Friday, October 4, 2002 - Page updated at 12:00 AM
Tougher laws urged for medical research
Seattle Times staff reporter
The Institute of Medicine, part of the National Academy of Sciences, called yesterday for tougher laws and policies to protect people enrolled in medical research.
The federal Department of Health and Human Services had asked the institute to evaluate protections for human subjects after Jesse Gelsinger, 18, a healthy volunteer, died during a gene-therapy trial at the University of Pennsylvania in 1999.
"In the past few years a number of tragic events involving research participants have shaken public confidence" in the safety of research trials, said Dr. Daniel Federman, a senior dean at Harvard Medical School and chairman of the committee that studied the issue. "Media publicity of these cases and the weaknesses in the protection system that have been exposed have heightened concerns."
Among the news accounts cited in the institute's report was The Seattle Times' series "Uninformed Consent: What patients at 'The Hutch' weren't told about the experiments in which they died." The series highlighted two clinical trials at the Fred Hutchinson Cancer Research Center in which patients weren't told all the risks and in which at least 20 patients died prematurely.
The new report cites failures in patient protection across the research spectrum. Federal oversight is so weak that no one even knows how many people are enrolled in research trials, Federman said.

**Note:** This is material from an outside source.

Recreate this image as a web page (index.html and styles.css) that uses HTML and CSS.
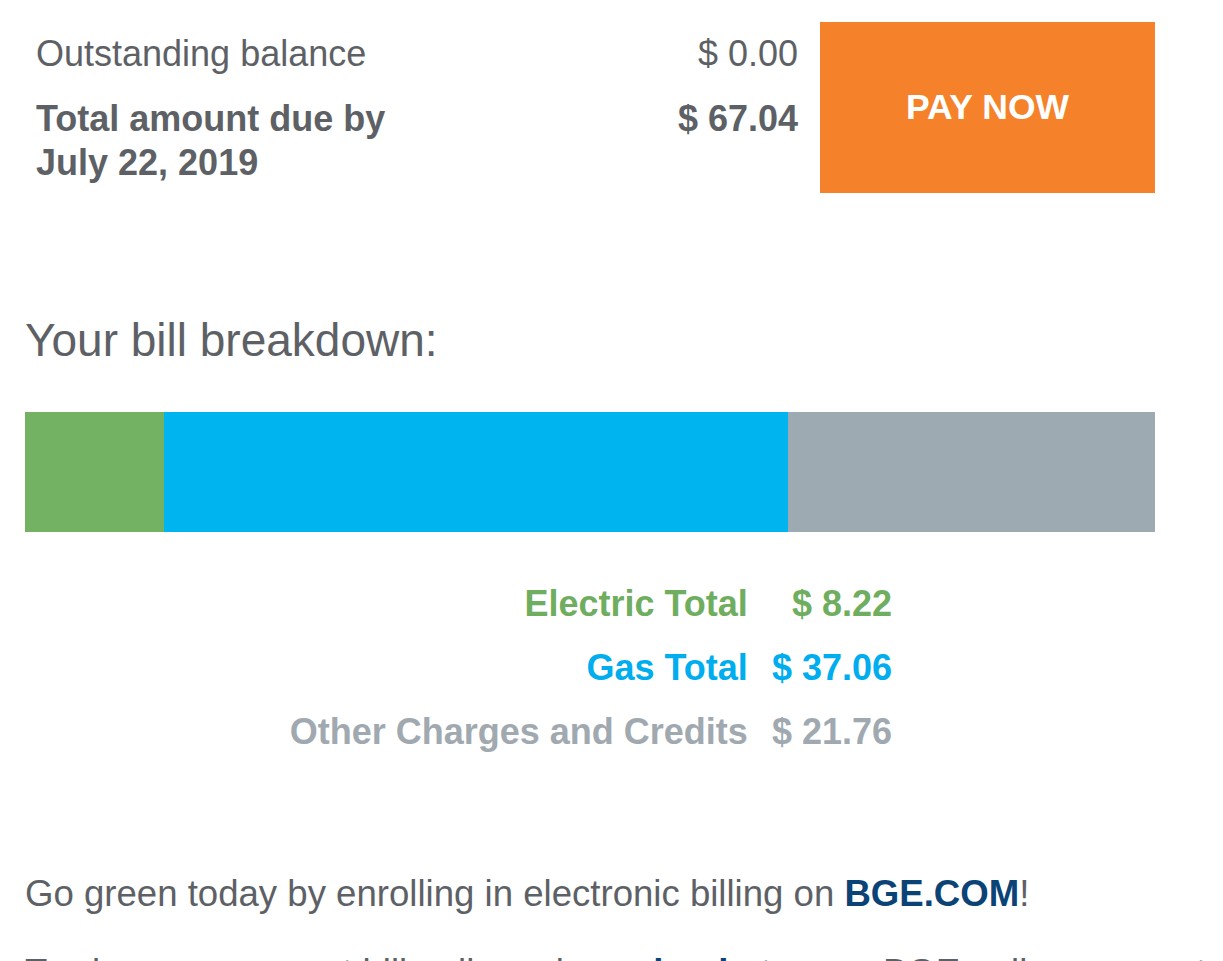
FILE: index.html
```html
<!DOCTYPE html>
<html lang="en">
<head>
<meta charset="utf-8">
<title>Bill summary</title>
<link rel="stylesheet" href="styles.css">
</head>
<body>
<main class="page">
  <section class="summary">
    <div class="summary-table">
      <div class="label">Outstanding balance</div>
      <div class="amount">$ 0.00</div>
      <div class="label strong">Total amount due by<br>July 22, 2019</div>
      <div class="amount strong">$ 67.04</div>
    </div>
    <a class="pay-btn" href="#">PAY NOW</a>
  </section>

  <h2 class="heading">Your bill breakdown:</h2>

  <div class="bar">
    <div class="seg seg-electric" style="flex-grow: 8.22"></div>
    <div class="seg seg-gas" style="flex-grow: 37.06"></div>
    <div class="seg seg-other" style="flex-grow: 21.76"></div>
  </div>

  <div class="legend">
    <div class="leg-label electric">Electric Total</div>
    <div class="leg-amount electric">$ 8.22</div>
    <div class="leg-label gas">Gas Total</div>
    <div class="leg-amount gas">$ 37.06</div>
    <div class="leg-label other">Other Charges and Credits</div>
    <div class="leg-amount other">$ 21.76</div>
  </div>

  <p class="note">Go green today by enrolling in electronic billing on <a class="link" href="#">BGE.COM</a>!</p>
  <p class="note note-2">To view your current bill online, please <a class="link" href="#">log in</a> to your BGE online account.</p>
</main>
</body>
</html>
```

FILE: styles.css
```css
html, body {
  margin: 0;
  padding: 0;
  background: #ffffff;
}

body {
  font-family: "Liberation Sans", Arial, Helvetica, sans-serif;
  color: #5d6166;
}

.page {
  width: 1130px;
  padding: 0 68px 0 25px;
}

.summary {
  display: flex;
  align-items: flex-start;
  gap: 22px;
  padding-top: 22px;
}

.summary-table {
  flex: 1;
  display: grid;
  grid-template-columns: 1fr auto;
  row-gap: 21px;
  padding: 10px 0 0 11px;
  font-size: 36px;
  line-height: 44px;
}

.label {
  font-weight: normal;
}

.amount {
  text-align: right;
}

.strong {
  font-weight: bold;
}

.pay-btn {
  width: 335px;
  height: 171px;
  flex: none;
  display: flex;
  align-items: center;
  justify-content: center;
  background: #f5822a;
  color: #ffffff;
  font-weight: bold;
  font-size: 35.5px;
  text-decoration: none;
}

.heading {
  margin: 121px 0 0 0;
  font-size: 46px;
  line-height: 52px;
  font-weight: normal;
  color: #5d6166;
}

.bar {
  display: flex;
  height: 120px;
  margin-top: 46px;
}

.seg {
  flex-basis: 0;
}

.seg-electric { background: #74b263; }
.seg-gas { background: #00b4f0; }
.seg-other { background: #9eaab2; }

.legend {
  display: grid;
  grid-template-columns: auto auto;
  justify-content: end;
  column-gap: 24px;
  row-gap: 20px;
  margin-top: 50px;
  padding-right: 263px;
  font-size: 36px;
  line-height: 44px;
  font-weight: bold;
}

.leg-label,
.leg-amount {
  text-align: right;
}

.electric { color: #6fad5f; }
.gas { color: #00adee; }
.other { color: #a1a9b0; }

.note {
  margin: 118px 0 0 0;
  font-size: 36.6px;
  line-height: 44px;
  white-space: nowrap;
}

.note-2 {
  margin-top: 35px;
}

.link {
  color: #0b4376;
  font-weight: bold;
  text-decoration: none;
}
```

"There does not appear to be a single cause for these failures but rather a confluence of factors — a combination of stresses, weaknesses, vagaries and lack of accountability — that has pushed the system to the point where change must occur," the report concluded.
Among the recommendations:
• Federal oversight should extend to all medical research, not just to research that is federally funded.
• All research centers should have boards to evaluate the scientific merits of an experiment and potential financial conflicts of interest. All experiments should be previewed by an ethics board.
• Everyone involved in research should be taught ethics.
• Participants should be clearly told all the risks of research.
• Consent documents should be designed to inform participants in research, not protect research centers from liability.
• People injured in experiments should be compensated for injuries.
• Managers at research centers should foster a culture of protection.
Sen. Edward Kennedy, D-Mass., introduced a bill yesterday to enact many of the institute's recommendations, but it appears to lack the bipartisan support to pass this session.